Step 5: Engineer the Harness
At risk of stating the obvious: agents are much more efficient when they produce the right result the first time, or at worst produce a result that requires minimal touch-ups. The most sure-fire way to achieve this is to give the agent fast, high quality tools to automatically tell it when it is wrong.
I don’t know if there is a broad industry-accepted term for this yet, but I’ve grown to calling this “harness engineering.” It is the idea that anytime you find an agent makes a mistake, you take the time to engineer a solution such that the agent never makes that mistake again. I don’t need to invent any new terms here; if another one exists, I’ll jump on the bandwagon.
This comes in two forms:
-
Better implicit prompting (AGENTS.md). For simple things, like the agent repeatedly running the wrong commands or finding the wrong APIs, update the
AGENTS.md(or equivalent). Here is an example from Ghostty. Each line in that file is based on a bad agent behavior, and it almost completely resolved them all. -
Actual, programmed tools. For example, scripts to take screenshots, run filtered tests, etc etc. This is usually paired with an AGENTS.md change to let it know about this existing.
This is where I’m at today. I’m making an earnest effort whenever I see an agent do a Bad Thing to prevent it from ever doing that bad thing again. Or, conversely, I’m making an earnest effort for agents to be able to verify they’re doing a Good Thing.
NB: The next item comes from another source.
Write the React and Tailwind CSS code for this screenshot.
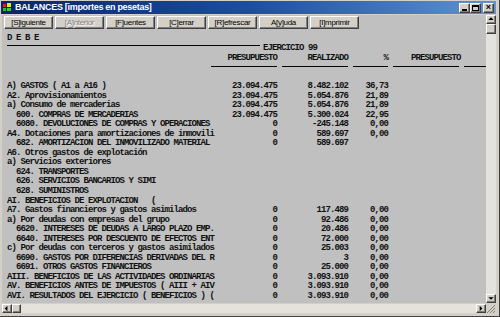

Step 6: Always Have an Agent Running
Simultaneous to step 5, I’m also operating under the goal of having an agent running at all times. If an agent isn’t running, I ask myself “is there something an agent could be doing for me right now?”
I particularly like to combine this with slower, more thoughtful models like Amp’s deep mode (which is basically just GPT-5.2-Codex) which can take upwards of 30+ minutes to make small changes. The flip side of that is that it does tend to produce very good results.
I’m not [yet?] running multiple agents, and currently don’t really want to. I find having the one agent running is a good balance for me right now between being able to do deep, manual work I find enjoyable, and babysitting my kind of stupid and yet mysteriously productive robot friend.
The “have an agent running at all times” goal is still just a goal. I’d say right now I’m maybe effective at having a background agent running 10 to 20% of a normal working day. But, I’m actively working to improve that.
I don’t want to run agents for the sake of running agents. I only want to run them when there is a task I think would be truly helpful to me. Part of the challenge of this goal is improving my own workflows and tools so that I can have a constant stream of high quality work to do that I can delegate. Which, even without AI, is important!